La presidente sottolinea come l'attuale governo non necessita personalmente di questa riforma – «per paradosso siamo già un governo stabile» – ma insiste sull'importanza di evitare che l'Italia «torni alla fragilità del passato». Se il referendum si farà prima del 2027, bene; altrimenti, osserva, almeno «non si potrà dire che lo abbiamo fatto per noi stessi».
Nel suo intervento Meloni affronta anche il tema economico, d ifendendo la manovra e la scelta di concentrare le risorse «sui salari e sul potere d'acquisto» . Riconosce che con più fondi si avrebbe potuto fare di più, ma rivendica la necessità di far fronte alla spesa legata al Superbonus: «Nello stesso anno in cui faccio una legge di bilancio da 18,7 miliardi, pago 40 miliardi di Superbonus. Se le risorse non ci sono...». Secondo la premier, i dati Istat non fotograferebbero appieno gli effetti delle misure adottate , perché «calcolano il salario reale sul lordo, mentre le nostre misure incidono sul netto». Per Meloni è comunque innegabile che «dal 2023 gli stipendi crescono più dell'inflazione» e ciò sarebbe merito dell'azione dell'esecutivo.
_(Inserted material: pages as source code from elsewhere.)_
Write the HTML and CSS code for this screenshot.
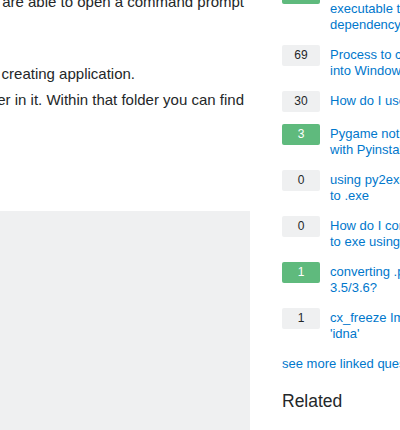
FILE: index.html
```html
<!DOCTYPE html>
<html lang="en">
<head>
<meta charset="utf-8">
<title>Linked questions</title>
<link rel="stylesheet" href="styles.css">
</head>
<body>
<div class="page">
  <div class="main">
    <p class="line line-1">Once you have installed the package and you are able to open a command prompt</p>
    <p class="line line-2">3. Go to the folder where you are creating application.</p>
    <p class="line line-3">4. You will see a dist folder in it. Within that folder you can find</p>
    <pre class="code"><code> </code></pre>
  </div>
  <aside class="sidebar">
    <div class="linked">
      <div class="item">
        <span class="votes accepted">58</span>
        <a class="qlink" href="#">How to make a Python script standalone<br>executable to run without ANY<br>dependency?</a>
      </div>
      <div class="item">
        <span class="votes">69</span>
        <a class="qlink" href="#">Process to convert simple Python script<br>into Windows executable</a>
      </div>
      <div class="item">
        <span class="votes">30</span>
        <a class="qlink" href="#">How do I use cx_freeze?</a>
      </div>
      <div class="item">
        <span class="votes accepted">3</span>
        <a class="qlink" href="#">Pygame not loading png after making .exe<br>with Pyinstaller</a>
      </div>
      <div class="item">
        <span class="votes">0</span>
        <a class="qlink" href="#">using py2exe to convert python script<br>to .exe</a>
      </div>
      <div class="item">
        <span class="votes">0</span>
        <a class="qlink" href="#">How do I convert a python script<br>to exe using pyinstaller?</a>
      </div>
      <div class="item">
        <span class="votes accepted">1</span>
        <a class="qlink" href="#">converting .py to .exe for Python<br>3.5/3.6?</a>
      </div>
      <div class="item">
        <span class="votes">1</span>
        <a class="qlink" href="#">cx_freeze ImportError: No module named<br>'idna'</a>
      </div>
    </div>
    <a class="see-more" href="#">see more linked questions…</a>
    <h4 class="related">Related</h4>
  </aside>
</div>
</body>
</html>
```

FILE: styles.css
```css
html, body {
  margin: 0;
  padding: 0;
  background: #ffffff;
}

body {
  width: 400px;
  height: 430px;
  overflow: hidden;
  font-family: "Liberation Sans", Arial, sans-serif;
  color: #242729;
}

.page {
  display: flex;
  align-items: flex-start;
  gap: 32px;
  height: 430px;
  overflow: hidden;
}

.main {
  width: 250px;
  flex-shrink: 0;
  margin-top: -8px;
}

.line {
  display: flex;
  justify-content: flex-end;
  overflow: hidden;
  white-space: nowrap;
  margin: 0;
  font-size: 15px;
  line-height: 20px;
}

.line-1 {
  padding-right: 6px;
}

.line-2 {
  margin-top: 52px;
  padding-right: 115px;
}

.line-3 {
  margin-top: 6px;
  padding-right: 6px;
}

.code {
  margin: 101px 0 0;
  height: 227px;
  background: #eff0f1;
}

.sidebar {
  width: 118px;
  flex-shrink: 0;
  margin-top: -17px;
  overflow: hidden;
}

.item {
  display: flex;
  align-items: flex-start;
  gap: 10px;
  margin-bottom: 12px;
}

.votes {
  width: 38px;
  height: 21px;
  flex-shrink: 0;
  line-height: 21px;
  font-size: 12px;
  text-align: center;
  border-radius: 2px;
  background: #eff0f1;
  color: #242729;
}

.votes.accepted {
  background: #5fba7d;
  color: #ffffff;
}

.qlink {
  padding-top: 2px;
  font-size: 13px;
  line-height: 16px;
  color: #0077cc;
  text-decoration: none;
  white-space: nowrap;
}

.see-more {
  display: block;
  font-size: 13px;
  line-height: 20px;
  color: #0077cc;
  text-decoration: none;
  white-space: nowrap;
}

.related {
  margin: 16px 0 0;
  font-size: 17.5px;
  font-weight: normal;
  line-height: 23px;
  color: #242729;
}
```
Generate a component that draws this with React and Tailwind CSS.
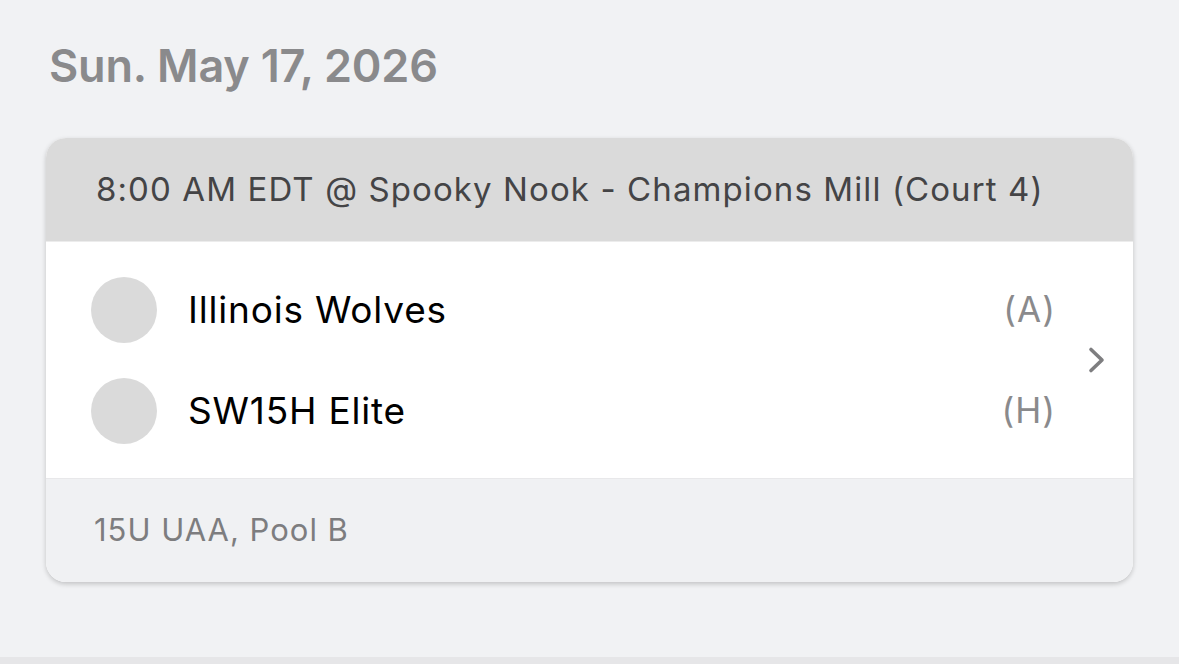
import React from "react";

export default function App() {
  return (
    <div className="w-[1179px] h-[664px] bg-[#f1f2f4] overflow-hidden relative" style={{ fontFamily: "Inter, 'Noto Sans', sans-serif" }}>
      <div className="pt-[38px] pl-[49px]">
        <h1 className="text-[45px] leading-[56px] font-semibold text-[#8a8a8c] tracking-[-0.2px]">Sun. May 17, 2026</h1>
      </div>
      <div className="ml-[46px] mt-[44px] w-[1087px] rounded-[20px] overflow-hidden shadow-[0_2px_5px_rgba(0,0,0,0.2)] bg-white">
        <div className="h-[104px] bg-[#dadada] flex items-center pl-[50px] border-b border-[#ececec]">
          <span className="text-[33px] text-[#444446] tracking-[1.1px]">8:00 AM EDT @ Spooky Nook - Champions Mill (Court 4)</span>
        </div>
        <div className="h-[236px] bg-white flex items-center relative">
          <div className="flex-1 flex flex-col gap-[35px] pl-[45px] pr-[77px]">
            <div className="flex items-center">
              <div className="w-[66px] h-[66px] rounded-full bg-[#dadada]" />
              <span className="ml-[31px] text-[37px] text-black tracking-[0.8px]">Illinois Wolves</span>
              <span className="ml-auto text-[35px] text-[#8a8a8c] tracking-[1px]">(A)</span>
            </div>
            <div className="flex items-center">
              <div className="w-[66px] h-[66px] rounded-full bg-[#dadada]" />
              <span className="ml-[31px] text-[37px] text-black tracking-[0.8px]">SW15H Elite</span>
              <span className="ml-auto text-[35px] text-[#8a8a8c] tracking-[1px]">(H)</span>
            </div>
          </div>
          <svg className="absolute" style={{ left: 1040, top: 104 }} width="24" height="30" viewBox="0 0 24 30" fill="none">
            <path d="M5 3.5 L16 14 L5 24.5" stroke="#7e7e80" strokeWidth="3.6" strokeLinecap="round" strokeLinejoin="round" />
          </svg>
        </div>
        <div className="h-[104px] bg-[#f0f1f3] border-t border-[#e8e8ea] flex items-center pl-[48px]">
          <span className="text-[31px] text-[#7d7d7f] tracking-[1px]">15U UAA, Pool B</span>
        </div>
      </div>
      <div className="absolute left-0 right-0 bottom-0 h-[7px] bg-[#e6e6e8]" />
    </div>
  );
}
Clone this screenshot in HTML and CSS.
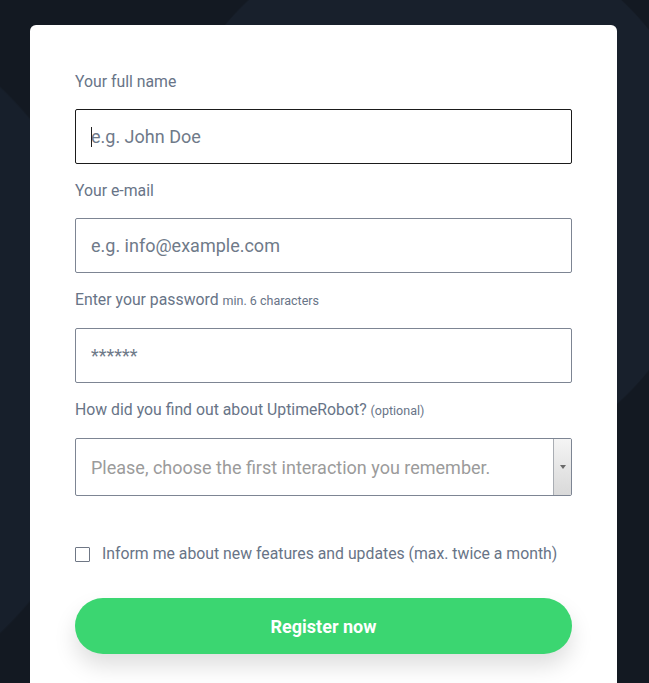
FILE: index.html
```html
<!DOCTYPE html>
<html lang="en">
<head>
<meta charset="utf-8">
<title>Register</title>
<link rel="stylesheet" href="styles.css">
</head>
<body>
<div class="card">
  <form class="form">
    <label class="label">Your full name</label>
    <div class="field">
      <input class="input input-focus" type="text" placeholder="e.g. John Doe">
      <span class="caret"></span>
    </div>

    <label class="label">Your e-mail</label>
    <div class="field">
      <input class="input" type="email" placeholder="e.g. info@example.com">
    </div>

    <label class="label">Enter your password <small class="hint">min. 6 characters</small></label>
    <div class="field">
      <input class="input" type="password" placeholder="******">
    </div>

    <label class="label">How did you find out about UptimeRobot? <small class="hint">(optional)</small></label>
    <div class="select">
      <span class="select-text">Please, choose the first interaction you remember.</span>
      <span class="select-btn"><span class="tri"></span></span>
    </div>

    <label class="check">
      <span class="box"></span>
      <span class="check-text">Inform me about new features and updates (max. twice a month)</span>
    </label>

    <button type="button" class="btn">Register now</button>
  </form>
</div>
</body>
</html>
```

FILE: styles.css
```css
html, body {
  margin: 0;
  padding: 0;
}
body {
  width: 649px;
  height: 683px;
  overflow: hidden;
  font-family: Roboto, "Liberation Sans", Arial, sans-serif;
  background-color: #131922;
  background-image:
    radial-gradient(circle 274px at 435px 200px, #18202c 99.5%, transparent 100%),
    radial-gradient(circle 378px at -260px 360px, #171f2b 99.5%, transparent 100%);
  background-repeat: no-repeat;
}
.card {
  margin: 25px 0 0 30px;
  width: 587px;
  height: 658px;
  box-sizing: border-box;
  background: #ffffff;
  border-radius: 6px 6px 0 0;
  padding: 47px 45px 0;
}
.form {
  display: flex;
  flex-direction: column;
}
.label {
  display: block;
  font-size: 15.8px;
  line-height: 20px;
  color: #687487;
  margin-bottom: 17px;
}
.hint {
  font-size: 12.5px;
  color: #687487;
}
.field {
  position: relative;
  margin-bottom: 17px;
}
.input {
  display: block;
  width: 100%;
  height: 55px;
  box-sizing: border-box;
  border: 1px solid #7d8593;
  border-radius: 2px;
  padding: 0 15px;
  font-family: Roboto, "Liberation Sans", Arial, sans-serif;
  font-size: 18px;
  color: #333;
  background: #fff;
  outline: none;
}
.input::placeholder {
  color: #6f7a89;
  opacity: 1;
}
.input-focus {
  border-color: #1b1b1b;
}
.caret {
  position: absolute;
  left: 16px;
  top: 18px;
  width: 1px;
  height: 20px;
  background: #222;
}
.select {
  display: flex;
  height: 58px;
  box-sizing: border-box;
  border: 1px solid #7d8593;
  border-radius: 2px;
  overflow: hidden;
}
.select-text {
  flex: 1;
  display: flex;
  align-items: center;
  padding-left: 15px;
  font-size: 18px;
  color: #9b9b9b;
  white-space: nowrap;
}
.select-btn {
  width: 17px;
  border-left: 1px solid #a9adb3;
  background: linear-gradient(to bottom, #f4f4f4, #d9d9d9);
  display: flex;
  align-items: center;
  justify-content: center;
}
.tri {
  width: 0;
  height: 0;
  border-left: 3px solid transparent;
  border-right: 3px solid transparent;
  border-top: 4px solid #6a6a6a;
}
.check {
  display: flex;
  align-items: center;
  gap: 12px;
  margin-top: 48px;
  height: 20px;
}
.box {
  width: 15px;
  height: 15px;
  box-sizing: border-box;
  border: 1px solid #6f7785;
  border-radius: 1px;
  flex: none;
}
.check-text {
  font-size: 15.8px;
  line-height: 20px;
  color: #687487;
}
.btn {
  margin-top: 34px;
  height: 56px;
  border: none;
  border-radius: 28px;
  background: #3bd671;
  color: #ffffff;
  font-family: Roboto, "Liberation Sans", Arial, sans-serif;
  font-size: 18px;
  font-weight: 700;
  box-shadow: 0 12px 22px rgba(0, 0, 0, 0.13);
  cursor: pointer;
}
```
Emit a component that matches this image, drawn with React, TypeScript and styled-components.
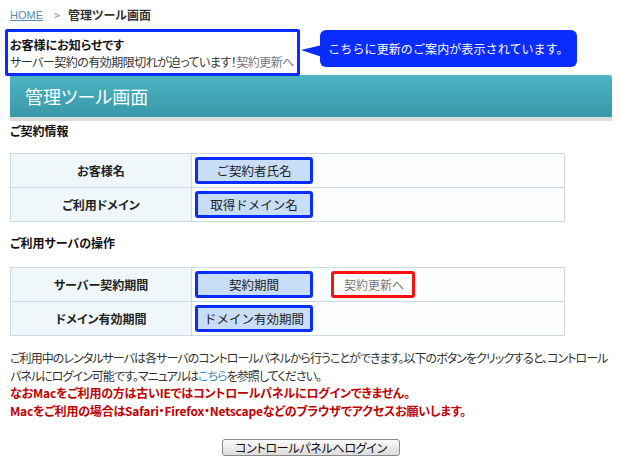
import React from 'react'
import styled, { createGlobalStyle } from 'styled-components'

const GlobalStyle = createGlobalStyle`
  html, body {
    margin: 0;
    padding: 0;
    background: #fff;
  }
  body {
    font-family: "Noto Sans CJK JP", "Liberation Sans", sans-serif;
    font-size: 12px;
    color: #222;
    font-feature-settings: "palt";
  }
`

const Page = styled.div`
  width: 620px;
  height: 468px;
  overflow: hidden;
  padding-top: 7px;
  box-sizing: border-box;
`

const Breadcrumb = styled.div`
  display: flex;
  align-items: center;
  height: 16px;
  padding-left: 10px;
  line-height: 16px;
`

const HomeLink = styled.a`
  color: #4f8cab;
  text-decoration: underline;
  font-family: "Liberation Sans", sans-serif;
  font-size: 11px;
`

const Crumb = styled.span`
  color: #888;
  margin: 0 8px 0 11px;
  font-size: 11px;
`

const Current = styled.span`
  font-weight: bold;
  color: #333;
`

const NoticeRow = styled.div`
  position: relative;
  margin-top: 6px;
`

const NoticeBox = styled.div`
  margin-left: 5px;
  width: 295px;
  box-sizing: border-box;
  border: 3px solid #0a2dff;
  border-radius: 2px;
  padding: 4px 0 3px 2px;
  line-height: 17px;
`

const NoticeTitle = styled.div`
  font-weight: bold;
  color: #111;
`

const NoticeText = styled.div`
  color: #333;
  white-space: nowrap;
  letter-spacing: -0.5px;
`

const GrayLink = styled.span`
  color: #777;
`

const Callout = styled.div`
  position: absolute;
  left: 320px;
  top: 1px;
  width: 257px;
  height: 37px;
  box-sizing: border-box;
  background: #0a2dff;
  border-radius: 6px;
  color: #fff;
  display: flex;
  align-items: center;
  justify-content: center;
  font-feature-settings: normal;
  letter-spacing: 0.1px;
  svg {
    position: absolute;
    left: -19px;
    top: 15px;
  }
`

const Banner = styled.div`
  margin: -1px 8px 0 10px;
  height: 42px;
  background: linear-gradient(#4cb4c3, #3a98a8);
  border-radius: 0 3px 0 0;
  border-bottom: 4px solid #dcdcdc;
  color: #fff;
  font-size: 18px;
  display: flex;
  align-items: center;
  padding-left: 15px;
`

const SectionTitle = styled.div<{ top: number }>`
  font-weight: bold;
  padding-left: 10px;
  margin-top: ${(p) => p.top}px;
  line-height: 16px;
  color: #111;
`

const Table = styled.div<{ top: number }>`
  margin: ${(p) => p.top}px 0 0 10px;
  width: 555px;
  border: 1px solid #cfdadf;
  box-sizing: border-box;
`

const Row = styled.div`
  display: grid;
  grid-template-columns: 181px 1fr;
  height: 33px;
  & + & {
    border-top: 1px solid #cfdadf;
  }
`

const Label = styled.div`
  background: #eff7fa;
  border-right: 1px solid #cfdadf;
  font-weight: bold;
  display: flex;
  align-items: center;
  justify-content: center;
  color: #222;
`

const Value = styled.div`
  background: #fcfdfe;
  display: flex;
  align-items: center;
  padding-left: 3px;
  gap: 18px;
`

const FieldBox = styled.div`
  width: 118px;
  height: 27px;
  box-sizing: border-box;
  border: 3px solid #0a2dff;
  border-radius: 3px;
  background: #c7ddf8;
  display: flex;
  align-items: center;
  justify-content: center;
  color: #222;
  font-size: 12.5px;
  font-feature-settings: normal;
`

const RenewBox = styled.div`
  width: 84px;
  height: 27px;
  box-sizing: border-box;
  border: 3px solid #ff1010;
  border-radius: 3px;
  background: #fff;
  display: flex;
  align-items: center;
  padding-left: 10px;
  color: #777;
`

const Paragraph = styled.div`
  margin-top: 13px;
  padding-left: 10px;
  line-height: 17.5px;
  white-space: nowrap;
  color: #333;
`

const Line = styled.div`
  letter-spacing: -0.95px;
`

const Warn = styled.div`
  color: #c00000;
  font-weight: bold;
  letter-spacing: -0.2px;
`

const BlueLink = styled.span`
  color: #3a8cc0;
`

const ButtonRow = styled.div`
  display: flex;
  justify-content: center;
  margin-top: 20px;
  padding-left: 2px;
`

const LoginButton = styled.button`
  width: 178px;
  height: 17px;
  padding: 0;
  border: 1px solid #8a8a8a;
  border-radius: 3px;
  background: linear-gradient(#fafafa, #dcdcdc);
  font-family: "Noto Sans CJK JP", sans-serif;
  font-size: 12px;
  line-height: 15px;
  color: #111;
  font-feature-settings: "palt";
  letter-spacing: -0.3px;
`

const fields = [
  { label: 'お客様名', value: 'ご契約者氏名' },
  { label: 'ご利用ドメイン', value: '取得ドメイン名' },
]

export default function App() {
  return (
    <Page>
      <GlobalStyle />
      <Breadcrumb>
        <HomeLink>HOME</HomeLink>
        <Crumb>&gt;</Crumb>
        <Current>管理ツール画面</Current>
      </Breadcrumb>

      <NoticeRow>
        <NoticeBox>
          <NoticeTitle>お客様にお知らせです</NoticeTitle>
          <NoticeText>
            サーバー契約の有効期限切れが迫っています！<GrayLink>契約更新へ</GrayLink>
          </NoticeText>
        </NoticeBox>
        <Callout>
          <svg width="21" height="12" viewBox="0 0 21 12">
            <polygon points="0,5 21,0 21,12" fill="#0a2dff" />
          </svg>
          こちらに更新のご案内が表示されています。
        </Callout>
      </NoticeRow>

      <Banner>管理ツール画面</Banner>

      <SectionTitle top={2}>ご契約情報</SectionTitle>
      <Table top={14}>
        {fields.map((f) => (
          <Row key={f.label}>
            <Label>{f.label}</Label>
            <Value>
              <FieldBox>{f.value}</FieldBox>
            </Value>
          </Row>
        ))}
      </Table>

      <SectionTitle top={13}>ご利用サーバの操作</SectionTitle>
      <Table top={16}>
        <Row>
          <Label>サーバー契約期間</Label>
          <Value>
            <FieldBox>契約期間</FieldBox>
            <RenewBox>契約更新へ</RenewBox>
          </Value>
        </Row>
        <Row>
          <Label>ドメイン有効期間</Label>
          <Value>
            <FieldBox>ドメイン有効期間</FieldBox>
          </Value>
        </Row>
      </Table>

      <Paragraph>
        <Line>
          ご利用中のレンタルサーバは各サーバのコントロールパネルから行うことができます。以下のボタンをクリックすると、コントロール
        </Line>
        <Line>
          パネルにログイン可能です。マニュアルは<BlueLink>こちら</BlueLink>を参照してください。
        </Line>
        <Warn>なおMacをご利用の方は古いIEではコントロールパネルにログインできません。</Warn>
        <Warn>Macをご利用の場合はSafari・Firefox・Netscapeなどのブラウザでアクセスお願いします。</Warn>
      </Paragraph>

      <ButtonRow>
        <LoginButton>コントロールパネルへログイン</LoginButton>
      </ButtonRow>
    </Page>
  )
}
Non manca una parentesi polemica con i cronisti: «Questi sono falsi storici», afferma in risposta alle domande sul rapporto complesso con la stampa . E rilancia: «Poi facciamo il conto delle domande a cui rispondo durante un anno».
Sul fronte politico interno, Meloni torna sul tema del confronto con l'opposizione . «Mi sono detta disponibile più volte a un confronto con il leader dell'opposizione. Quando mi diranno chi è», dichiara, senza citare direttamente la segretaria del Pd Elly Schlein. «Non mi infilo nelle dinamiche dell'opposizione. Ci dicano chi è il leader e ci confronteremo ».
A livello internazionale, Meloni deve ridimensionare la lettura allarmistica della nuova strategia di sicurezza nazionale statunitense , critica verso gli alleati europei. «Non parlerei di un incrinarsi dei rapporti», afferma. Secondo la premier, il documento Usa «dice con toni più assertivi qualcosa che nel dibattito tra Stati Uniti ed Europa va avanti da tempo»: l'Europa deve essere capace di difendersi da sola . È un concetto che Meloni rivendica come proprio da anni: «Quando appalti la sicurezza a qualcun altro c'è un prezzo da pagare. Gli americani difendono i loro interessi perché hanno la forza per farlo. L'Europa deve fare lo stesso».
Infine, il dossier Ucraina . La premier ribadisce la posizione del governo: « Abbiamo sostenuto Kiev per costruire la pace, che si costruisce con la deterrenza ». Una linea che intende mantenere anche ora che «emergono embrioni negoziali». Nonostante le parole di Matteo Salvini, tornato a dubitare dell'invio di nuove armi, Meloni sottolinea la solidità dell'esecutivo: «L'Italia ha potuto avere una postura seria e forte grazie a una maggioranza compatta». Ascoltare gli alleati, precisa, è sempre utile, ma «aiutare a prendere decisioni più consapevoli», senza cambiare la direzione generale.